Plaintiff argues that its allegations are sufficient to allege a violation of Colo. Rev. Stat. § 4-9-608(a)(1) because they include allegations of DSI's intent to make payments in violation of the statute. Docket No. 38 at 7. Plaintiff claims DSI emailed it after foreclosing on BMGI's assets and stated that it was going to use the cash collateral from foreclosing on BMGI's assets "to cover BMGI's wind-down expenses, pay for BMGI's tax liabilities and cover general expenses of BMGI." Id. (citing Docket No. 1-2 at 6-7, ¶ 38). Specifically, plaintiff alleges that DSI's email stated that "some collected receivables will also remain in the company to ensure adequate reserves for expenses" and listed several such expenses. Docket No. 1-2 at 7, ¶ 38; see also Docket No. 1-24 at 1.

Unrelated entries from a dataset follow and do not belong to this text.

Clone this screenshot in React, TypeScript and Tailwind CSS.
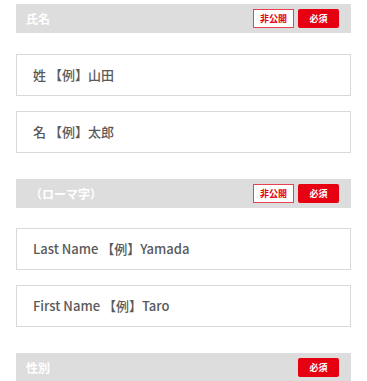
import React from 'react';

const font = { fontFamily: '"Noto Sans CJK JP", "Noto Sans", sans-serif' };

const SectionHeader = ({ title, privateBadge, indent }: { title: string; privateBadge?: boolean; indent?: boolean }) => (
  <div className="flex h-[29px] items-center justify-between bg-[#dddddd] pl-[10px] pr-[12px]">
    <span className={`text-[12px] font-bold leading-none text-white ${indent ? 'ml-[4px]' : ''}`}>{title}</span>
    <div className="flex gap-[4px]">
      {privateBadge && (
        <span className="flex h-[19px] w-[41px] items-center justify-center border border-[#e8414f] bg-white text-[9px] font-bold text-[#e60012]">
          非公開
        </span>
      )}
      <span className="flex h-[19px] w-[41px] items-center justify-center rounded-[2px] bg-[#e60012] text-[9px] font-bold text-white">
        必須
      </span>
    </div>
  </div>
);

const Field = ({ placeholder }: { placeholder: string }) => (
  <div className="flex h-[42px] items-center border border-[#d9d9d9] bg-white px-[16px]">
    <span className="text-[13px] font-medium text-[#5a5a5a]">{placeholder}</span>
  </div>
);

export default function App() {
  return (
    <div className="min-h-screen bg-white px-[16px] pt-[4px]" style={font}>
      <SectionHeader title="氏名" privateBadge />
      <div className="mt-[21px] flex flex-col gap-[15px]">
        <Field placeholder="姓 【例】山田" />
        <Field placeholder="名 【例】太郎" />
      </div>
      <div className="mt-[26px]">
        <SectionHeader title="（ローマ字）" privateBadge indent />
      </div>
      <div className="mt-[20px] flex flex-col gap-[15px]">
        <Field placeholder="Last Name 【例】Yamada" />
        <Field placeholder="First Name 【例】Taro" />
      </div>
      <div className="mt-[26px]">
        <SectionHeader title="性別" />
      </div>
    </div>
  );
}
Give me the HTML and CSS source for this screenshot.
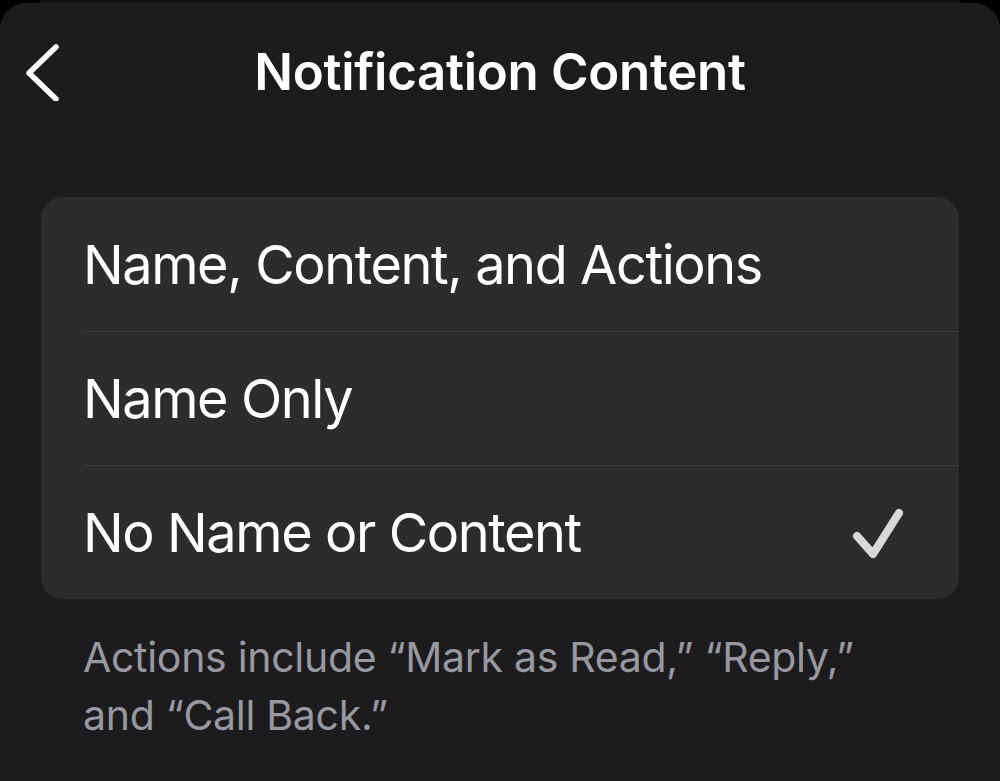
FILE: index.html
```html
<!DOCTYPE html>
<html lang="en">
<head>
    <meta charset="UTF-8">
    <meta name="viewport" content="width=device-width, initial-scale=1.0">
    <title>Notification Content</title>
    <link rel="stylesheet" href="styles.css">
</head>
<body>
    <div class="stack"></div>
    <div class="sheet">
        <div class="header">
            <button class="back" aria-label="Back">
                <svg width="40" height="60" viewBox="0 0 40 60">
                    <path d="M33 6 L6 32 L33 58" fill="none" stroke="#fff" stroke-width="5.5" stroke-linecap="round" stroke-linejoin="round"/>
                </svg>
            </button>
            <h1 class="title">Notification Content</h1>
            <div></div>
        </div>

        <div class="group">
            <div class="row">Name, Content, and Actions</div>
            <div class="row">Name Only</div>
            <div class="row selected">
                No Name or Content
                <svg class="check" width="60" height="60" viewBox="0 0 60 60">
                    <path d="M10 33 L26 51 L52 10" fill="none" stroke="#d8d8da" stroke-width="8" stroke-linecap="round" stroke-linejoin="round"/>
                </svg>
            </div>
        </div>

        <p class="footnote">Actions include “Mark as Read,” “Reply,” and “Call Back.”</p>
    </div>
</body>
</html>
```

FILE: styles.css
```css
* {
    box-sizing: border-box;
    padding: 0;
    margin: 0;
}

body {
    font-family: 'Inter', 'Roboto', sans-serif;
    background-color: #000;
    color: #fff;
    overflow: hidden;
}

.stack {
    height: 3px;
    margin: 0 40px;
    background-color: #141415;
}

.sheet {
    background-color: #1c1c1e;
    border-radius: 26px 26px 0 0;
    min-height: 778px;
}

.header {
    display: grid;
    grid-template-columns: 1fr auto 1fr;
    align-items: center;
    height: 136px;
}

.back {
    justify-self: start;
    display: flex;
    margin-left: 23px;
    background: none;
    border: none;
    cursor: pointer;
}

.title {
    font-size: 51px;
    font-weight: 600;
    letter-spacing: -0.3px;
    line-height: 1;
}

.group {
    margin: 58px 41px 0;
    background-color: #2c2c2e;
    border-radius: 22px;
    overflow: hidden;
}

.row {
    display: flex;
    align-items: center;
    justify-content: space-between;
    height: 134px;
    margin-left: 42px;
    padding-right: 52px;
    font-size: 54px;
    letter-spacing: -1.4px;
}

.row + .row {
    border-top: 1.5px solid #3c3c3f;
}

.check {
    display: block;
}

.footnote {
    margin-top: 29px;
    padding: 0 83px;
    font-size: 41px;
    line-height: 58px;
    color: #98989e;
    letter-spacing: -0.3px;
}
```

The Court finds plaintiff's allegations are sufficient to state a colorable claim against DSI for violating Colo. Rev. Stat. § 4-9-608(a)(1). Plaintiff alleges both that it received an email from DSI indicating its intention to make payments in violation of the statute, Docket No. 1-2 at 6-7, ¶ 38, and that such payments were made. Id. at 9, ¶ 50. BMGI does not cite any authority that plaintiff must plead specific payments or argue that making the payments proposed in DSI's email would not violate the statute's payment prioritization scheme. The Court finds DSI, a Colorado citizen, was not fraudulently joined. See Frontier Airlines, Inc., 758 F. Supp. at 1404 ("If there is even a possibility that the state court would find that the complaint states a cause of action against the resident defendant, the federal court must find that the joinder was proper and remand the case to state court."). Thus, BMGI fails to meet its burden to show fraudulent joinder and remand is proper under the forum defendant rule, 28 U.S.C. § 1441(b)(2).